Abstract

Recent experiments demonstrate that solution‐precipitation (pressure‐solution) processes in the liquid basalt‐olivine system are exceedingly rapid. The effect of liquid basalt on the diffusional (Newtonian) creep rate of polycrystalline olivine is significant; fine‐grained, chemically and texturally equilibrated, partially molten assemblages of olivine plus basalt deform at rates which are a factor of 2–5 faster than polycrystalline olivine specimens without the liquid basalt second phase. Measured values of the activation energy for creep suggest that while the kinetics of deformation in this partially molten system are affected by short‐circuit diffusion through melt‐filled triple junctions, the deformation process is rate‐limited by matter transport through melt‐free grain boundaries. A simple geometrical model, based on a dynamic equilibrium partial‐melt morphology which consists of melt‐free olivine grain boundaries coupled with an interconnected melt network along triple junction channels, adequately describes our deformation results.
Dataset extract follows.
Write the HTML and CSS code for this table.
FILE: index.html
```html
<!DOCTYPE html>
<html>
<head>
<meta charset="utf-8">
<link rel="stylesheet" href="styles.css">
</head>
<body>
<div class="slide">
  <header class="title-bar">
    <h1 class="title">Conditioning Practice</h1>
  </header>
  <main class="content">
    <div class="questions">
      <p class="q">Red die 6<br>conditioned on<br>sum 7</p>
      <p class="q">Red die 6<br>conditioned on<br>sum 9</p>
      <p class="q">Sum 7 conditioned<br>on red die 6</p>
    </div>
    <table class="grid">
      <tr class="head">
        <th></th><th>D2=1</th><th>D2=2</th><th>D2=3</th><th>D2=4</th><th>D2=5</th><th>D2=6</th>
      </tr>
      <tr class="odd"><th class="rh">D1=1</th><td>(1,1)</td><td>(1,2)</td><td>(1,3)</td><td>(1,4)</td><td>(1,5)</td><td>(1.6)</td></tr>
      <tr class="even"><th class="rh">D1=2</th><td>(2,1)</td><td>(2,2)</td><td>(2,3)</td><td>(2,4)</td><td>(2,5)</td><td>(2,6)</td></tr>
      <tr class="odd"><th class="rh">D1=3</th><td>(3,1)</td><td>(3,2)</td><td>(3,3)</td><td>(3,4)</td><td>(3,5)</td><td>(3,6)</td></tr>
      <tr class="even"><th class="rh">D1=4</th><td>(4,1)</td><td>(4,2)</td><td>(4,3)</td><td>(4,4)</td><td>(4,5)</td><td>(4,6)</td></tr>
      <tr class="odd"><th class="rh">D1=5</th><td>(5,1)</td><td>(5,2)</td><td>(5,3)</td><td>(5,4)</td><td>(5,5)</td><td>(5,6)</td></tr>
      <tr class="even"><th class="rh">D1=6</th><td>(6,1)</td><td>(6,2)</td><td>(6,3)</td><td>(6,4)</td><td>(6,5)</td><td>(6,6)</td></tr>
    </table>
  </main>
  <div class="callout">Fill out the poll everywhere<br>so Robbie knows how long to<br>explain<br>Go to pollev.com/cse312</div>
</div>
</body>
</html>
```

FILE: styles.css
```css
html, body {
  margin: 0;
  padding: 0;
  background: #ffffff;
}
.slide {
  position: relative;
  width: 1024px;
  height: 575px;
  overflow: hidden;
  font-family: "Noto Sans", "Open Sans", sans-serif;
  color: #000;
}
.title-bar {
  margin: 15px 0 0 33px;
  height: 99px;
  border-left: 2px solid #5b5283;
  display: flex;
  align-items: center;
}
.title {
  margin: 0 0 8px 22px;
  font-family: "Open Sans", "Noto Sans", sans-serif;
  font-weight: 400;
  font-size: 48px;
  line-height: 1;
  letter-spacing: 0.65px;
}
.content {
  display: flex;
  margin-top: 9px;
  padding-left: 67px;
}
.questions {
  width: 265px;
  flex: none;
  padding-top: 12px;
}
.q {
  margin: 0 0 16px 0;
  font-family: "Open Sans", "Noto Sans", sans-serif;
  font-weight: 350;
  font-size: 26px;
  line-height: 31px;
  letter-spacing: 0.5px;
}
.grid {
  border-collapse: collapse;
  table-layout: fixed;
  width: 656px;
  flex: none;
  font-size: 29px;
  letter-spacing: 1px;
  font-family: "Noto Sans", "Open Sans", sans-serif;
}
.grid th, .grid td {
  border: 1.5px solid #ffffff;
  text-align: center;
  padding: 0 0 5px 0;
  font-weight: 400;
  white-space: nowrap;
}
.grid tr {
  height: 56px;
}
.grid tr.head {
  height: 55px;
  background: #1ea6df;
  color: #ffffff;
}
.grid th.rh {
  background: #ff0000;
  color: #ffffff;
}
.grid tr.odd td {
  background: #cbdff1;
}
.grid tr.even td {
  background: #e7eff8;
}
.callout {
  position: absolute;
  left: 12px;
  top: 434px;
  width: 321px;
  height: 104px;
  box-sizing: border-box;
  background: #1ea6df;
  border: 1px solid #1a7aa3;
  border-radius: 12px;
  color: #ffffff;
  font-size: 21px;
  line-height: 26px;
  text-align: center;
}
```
The extent to which the liquid phase penetrates from the triple junctions into the grain boundaries of texturally equilibrated partial melts determines the contribution of solution‐precipitation mechanisms to the creep rate; the critical physical parameters, therefore, are those which affect the solid‐liquid and solid‐solid interfacial energies, such as various composition‐related chemical activities in the liquid phase and the composition and spatial distribution of mineral phases in the crystal residuum.